Participant 13: How many people were involved initially in the project, boiled down to how many teams? How did you structure that based on the fact that you were just starting on a huge code base?

Malkani: It was small. It started out with 10-ish engineers, snowballed into maybe 50-ish by the end. The fact that we could lean on these platform teams made a lot of difference. In the end, maybe 100 engineers or so, touched something that made it into the Threads app. We kept it small deliberately. A, we wanted to stay a nimble team, and we wanted to pivot the product itself that we were making. We wanted to keep the product simple. B, we were certainly worried about leak risks and stuff.

Participant 14: You said you did some ranking stuff. I’m curious if you had issues with bots, and if you’re taking steps in the security area?

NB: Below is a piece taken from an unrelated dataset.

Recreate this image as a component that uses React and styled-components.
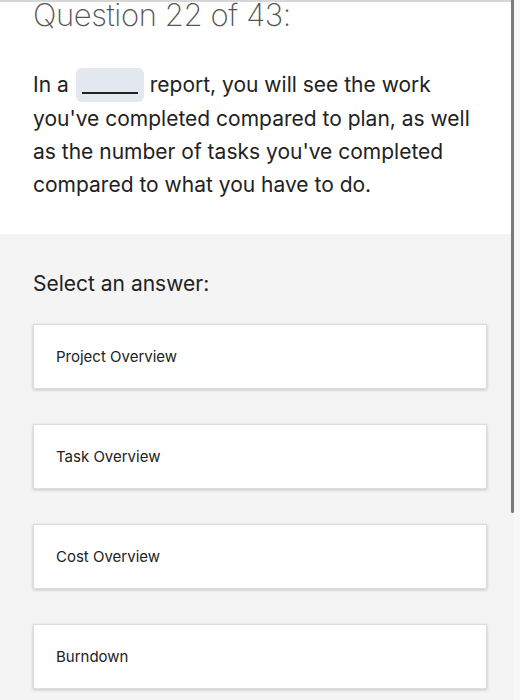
import React from "react";
import styled, { createGlobalStyle } from "styled-components";

const GlobalStyle = createGlobalStyle`
  html, body {
    margin: 0;
    padding: 0;
    background: #f4f4f4;
  }
  body {
    font-family: Inter, "Liberation Sans", Arial, sans-serif;
    color: #222;
  }
`

const Page = styled.div`
  position: relative;
  width: 520px;
  height: 700px;
  overflow: hidden;
  background: #f4f4f4;
`

const QuestionBox = styled.section`
  background: #fff;
  border-top: 2px solid #d6d6d6;
  height: 234px;
  padding: 0 33px;
  box-sizing: border-box;
`

const Title = styled.h1`
  margin: 0;
  margin-top: -5px;
  font-family: Inter, "Liberation Sans", sans-serif;
  font-weight: 200;
  font-size: 31px;
  line-height: 36px;
  color: #555;
  letter-spacing: -0.4px;
`

const Prompt = styled.p`
  margin: 35px 0 0;
  font-size: 21px;
  line-height: 33px;
  color: #222;
  max-width: 452px;
`

const Blank = styled.span`
  display: inline-block;
  width: 68px;
  height: 34px;
  margin: 0 6px 0 7px;
  vertical-align: -10px;
  border-radius: 6px;
  background: #e3e7ef;
  position: relative;

  &::after {
    content: "";
    position: absolute;
    left: 6px;
    right: 6px;
    bottom: 8px;
    height: 2px;
    background: #222;
  }
`

const Answers = styled.section`
  padding: 36px 33px 0;
`

const Label = styled.h2`
  margin: 0 0 26px;
  font-size: 21px;
  font-weight: 400;
  line-height: 28px;
  color: #222;
`

const List = styled.div`
  display: flex;
  flex-direction: column;
  gap: 35px;
  width: 454px;
`

const Option = styled.button`
  display: flex;
  align-items: center;
  height: 65px;
  padding: 0 22px;
  background: #fff;
  border: 1px solid #dcdcdc;
  box-shadow: 0 1px 3px rgba(0, 0, 0, 0.2);
  font-family: Inter, "Liberation Sans", Arial, sans-serif;
  font-size: 15px;
  color: #222;
  text-align: left;
  box-sizing: border-box;
`

const ScrollThumb = styled.div`
  position: absolute;
  top: 0;
  left: 511px;
  width: 3px;
  height: 513px;
  background: #7a7a7a;
  border-radius: 0 0 2px 2px;
`

const ScrollTrack = styled.div`
  position: absolute;
  top: 0;
  right: 0;
  width: 6px;
  height: 700px;
  background: #f8f8f8;
`

const options = ["Project Overview", "Task Overview", "Cost Overview", "Burndown"]

export default function App() {
  return (
    <>
      <GlobalStyle />
      <Page>
        <QuestionBox>
          <Title>Question 22 of 43:</Title>
          <Prompt>
            In a<Blank />report, you will see the work you've completed compared to plan, as well as the number of tasks you've completed compared to what you have to do.
          </Prompt>
        </QuestionBox>
        <Answers>
          <Label>Select an answer:</Label>
          <List>
            {options.map((o) => (
              <Option key={o}>{o}</Option>
            ))}
          </List>
        </Answers>
        <ScrollTrack />
        <ScrollThumb />
      </Page>
    </>
  )
}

Malkani: Yes, bots are a problem. Again, very lucky that we can rely on a long history of teams fighting bots on Instagram and Facebook as well. They do show up in unique ways on Threads. We have had problems where it’s gotten out to users. Sometimes you get spammy replies and stuff like that, which we’re fighting hard. Integrity is very much like a firefighting domain. These are adversaries who continually evolve their patterns. You learn one pattern, you put in a mitigation against it, and then they shift to a different abuse pattern. It’s taxing, but it is something that we know how to do and we have teams who do this well.

Among the more interesting novel challenges we have here is, Threads to a much greater degree than Instagram or Facebook, is about linking out to the web. Facebook and Instagram can be more internally referenced, but not as much outbound links. We have a number of challenges there we have to figure out about awareness of what’s going on in the web, redirects and link crawlers, and that fun stuff. Yes, it’s hard.